From Progarchives.com, the ultimate progressive rock music website

Gerinski
Prog Reviewer
4 stars An excellent neo-prog album were it not for the first 2 tracks and, to a lesser extent the vocals and some improvable production. The closest reference for this belgian band is Yes. Which Yes? Well, actually a mix, we will find fragments evoquing the symphonic prog of the classic line-up, and moments more reminiscent of the Trevor Rabin period (especially because the guitar is much more Rabin-like than Howe-like). This is neo-prog, but leaning more to the symphonic side than many other neo-prog bands like Jadis or Illuvatar who are more melodic-pop-oriented.

The music stands mostly on the constant interlacing between the very good keyboards of Herve Borbe and the guitar of band leader Vincent Fis, who combines standard prog rock playing in the most symphonic parts with a hard, nearly metal edge in other parts. This was 1991 and the influence of Eddie Van Halen on many guitarists of that generation was evident. The bass (by female Veronique Duyckaerts who also supports with backing vocals) and drums are good but they are penalized by the equalization and mix, mostly the bass which often sounds too high-pitched. The lead voice by guitarist Fis is not very good, but it stands the level of "acceptable". In fact the vocal phrasing is really fine, it's just that his timbre is not the most pleasant around.

The album starts disappointingly bad with 2 tracks which will screw your listening experience of all the rest, so I strongly advice you to skip them and start straight from track 3, which is what I always do. These 2 disposable tracks are the opening 170191 (presumably the date in european format in which the recording began) which is just a sonic intro of distorted guitar and keyboards which my dad would call noise, and the second track "Children of the dying world", a neo-prog-AOR song clearly inspired by Yes' "Owner of a lonely heart" but worse. Skip them both.
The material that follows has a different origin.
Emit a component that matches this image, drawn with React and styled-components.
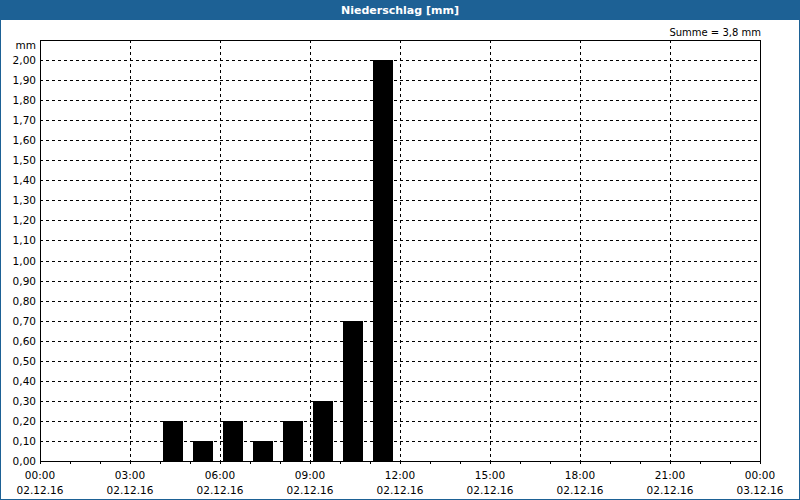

If we start from track 3 things get really interesting, with the 33 minute suite "Converging Universes" which forms the core of the album. The first movement starts with a great instrumental introduction with a nice time signature of 16/8 - 19/8, followed by a good melodic verse and including an organ solo alla Rick Wakeman. Fis uses frequently the figure of transposing a scale to different octaves in his soloing, something much done by Howe, but he uses also more modern and heavy-guitar techniques. A really nice symphonic 13 minutes. The second movement is more standard neo-prog with hints of Pendragon, Pallas or IQ. The third movement starts with a short acoustic guitar bridge followed by a mid-tempo part which could remind us of the first part of Yes "I've seen all good people" mixed with the Simple Minds (yes I know that sounds strange), a nice catchy melody which is revisited in instrumental fashion in the final "Reprise".

Then we have "Source" which is a beautiful piano solo piece, again with some Wakeman influences, and "Lost" which is a simple slow-mid tempo track, a bit repetitive and nothing special by itself, but in the whole scheme it fits. Not everything in a good prog album needs to be complex.

The final instrumental "Paradox" is another fine piece of neo-prog, not formally related to the suite but since it has a similar style it feels as a kind of reprise and wrap-up, closing nicely the complete set of tracks 3 to 10.

Once again, this is neo-prog and you should judge it as that, do not expect a "Gates of Delirium" here, but this is certainly better than many acclaimed neo-prog albums. Just remember to skip tracks 1 and 2.